= Goal =
Check each line of the material below, and copy it if it holds the string "full".

= Stored data =
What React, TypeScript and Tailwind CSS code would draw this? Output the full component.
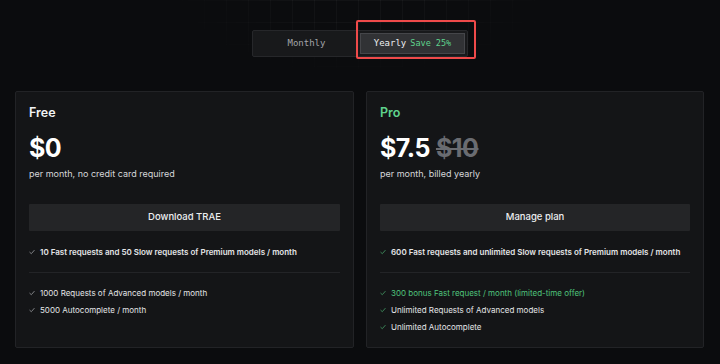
import { useState } from 'react';

type Feature = { text: string; strong?: boolean; accent?: boolean };

type Plan = {
  name: string;
  price: string;
  oldPrice?: string;
  note: string;
  cta: string;
  pro?: boolean;
  main: Feature;
  extras: Feature[];
};

const plans: Plan[] = [
  {
    name: 'Free',
    price: '$0',
    note: 'per month, no credit card required',
    cta: 'Download TRAE',
    main: { text: '10 Fast requests and 50 Slow requests of Premium models / month', strong: true },
    extras: [
      { text: '1000 Requests of Advanced models / month' },
      { text: '5000 Autocomplete / month' },
    ],
  },
  {
    name: 'Pro',
    price: '$7.5',
    oldPrice: '$10',
    note: 'per month, billed yearly',
    cta: 'Manage plan',
    pro: true,
    main: { text: '600 Fast requests and unlimited Slow requests of Premium models / month', strong: true },
    extras: [
      { text: '300 bonus Fast request / month (limited-time offer)', accent: true },
      { text: 'Unlimited Requests of Advanced models' },
      { text: 'Unlimited Autocomplete' },
    ],
  },
];

const Tick = ({ green }: { green?: boolean }) => (
  <svg width="6" height="6" viewBox="0 0 6 6" className="shrink-0">
    <path
      d="M0.8 3.3 L2.3 4.7 L5.2 1.4"
      fill="none"
      stroke={green ? '#3f8f5f' : '#8b8d91'}
      strokeWidth="0.9"
      strokeLinecap="round"
      strokeLinejoin="round"
    />
  </svg>
);

const FeatureRow = ({ f, pro }: { f: Feature; pro?: boolean }) => (
  <li className="flex items-center gap-[5px] h-[12px]">
    <Tick green={pro} />
    <span
      className={`text-[8px] leading-[12px] whitespace-nowrap ${
        f.accent ? 'text-[#4fc47c]' : 'text-[#e4e5e7]'
      } ${f.strong ? 'font-semibold' : 'font-normal'}`}
    >
      {f.text}
    </span>
  </li>
);

const PlanCard = ({ plan }: { plan: Plan }) => (
  <div className="min-w-0 h-[257px] border border-[#222326] bg-[#141517] rounded-[2px] px-[13px] pt-[12px] flex flex-col">
    <div className={`text-[12.5px] leading-[18px] font-semibold ${plan.pro ? 'text-[#5fd38d]' : 'text-[#f2f3f5]'}`}>
      {plan.name}
    </div>
    <div className="mt-[11px] flex items-baseline gap-[6px] text-[25px] leading-[30px] font-bold tracking-[-0.5px]">
      <span className="text-white">{plan.price}</span>
      {plan.oldPrice && <span className="text-[#6a6c71] line-through decoration-[2px]">{plan.oldPrice}</span>}
    </div>
    <div className="mt-[4px] text-[9px] leading-[14px] text-[#d6d7da]">{plan.note}</div>
    <button className="mt-[23px] h-[27px] w-full bg-[#242527] text-[9.5px] font-medium text-[#eceef0] rounded-[1px]">
      {plan.cta}
    </button>
    <ul className="mt-[15px]">
      <FeatureRow f={plan.main} pro={plan.pro} />
    </ul>
    <div className="mt-[14px] h-px bg-[#232427]" />
    <ul className="mt-[14px] flex flex-col gap-[5px]">
      {plan.extras.map((f) => (
        <FeatureRow key={f.text} f={f} pro={plan.pro} />
      ))}
    </ul>
  </div>
);

export default function App() {
  const [yearly, setYearly] = useState(true);

  return (
    <div
      className="relative w-[720px] h-[364px] overflow-hidden bg-[#0b0c0e]"
      style={{ fontFamily: 'Inter, "Noto Sans", sans-serif' }}
    >
      <div className="absolute left-[160px] top-0 w-[400px] h-[80px] bg-[linear-gradient(to_right,#ffffff08_1px,transparent_1px),linear-gradient(to_bottom,#ffffff08_1px,transparent_1px)] bg-[size:22px_22px] [mask-image:radial-gradient(ellipse_at_top,black_20%,transparent_70%)]" />

      <div className="relative flex justify-center pt-[30px]">
        <div
          className="flex h-[27px] w-[216px] p-[2px] gap-[2px] bg-[#18191b] border border-[#26272a] rounded-[2px]"
          style={{ fontFamily: '"DejaVu Sans Mono", "Liberation Mono", monospace' }}
        >
          <button
            onClick={() => setYearly(false)}
            className={`flex-1 flex items-center justify-center text-[9px] font-medium ${
              yearly ? 'text-[#a3a5a9]' : 'bg-[#333437] text-[#e6e7e9]'
            }`}
          >
            Monthly
          </button>
          <button
            onClick={() => setYearly(true)}
            className={`relative flex-1 flex items-center justify-center gap-[4px] text-[9px] font-medium border ${
              yearly ? 'bg-[#313235] border-[#45464a] text-[#eeeff1]' : 'border-transparent text-[#a3a5a9]'
            }`}
          >
            <span>Yearly</span>
            <span className="text-[8.5px] text-[#5fd38d]">Save 25%</span>
            <span className="absolute -left-[5px] -right-[12px] -top-[14px] -bottom-[6px] border-2 border-[#ef4a4a] rounded-[2px] pointer-events-none" />
          </button>
        </div>
      </div>

      <div className="relative grid grid-cols-[339px_338px] gap-[12px] px-[15px] mt-[34px]">
        {plans.map((p) => (
          <PlanCard key={p.name} plan={p} />
        ))}
      </div>
    </div>
  );
}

= Reply to the task =
What React, TypeScript and Tailwind CSS code would draw this? Output the full component.
    <button className="mt-[23px] h-[27px] w-full bg-[#242527] text-[9.5px] font-medium text-[#eceef0] rounded-[1px]">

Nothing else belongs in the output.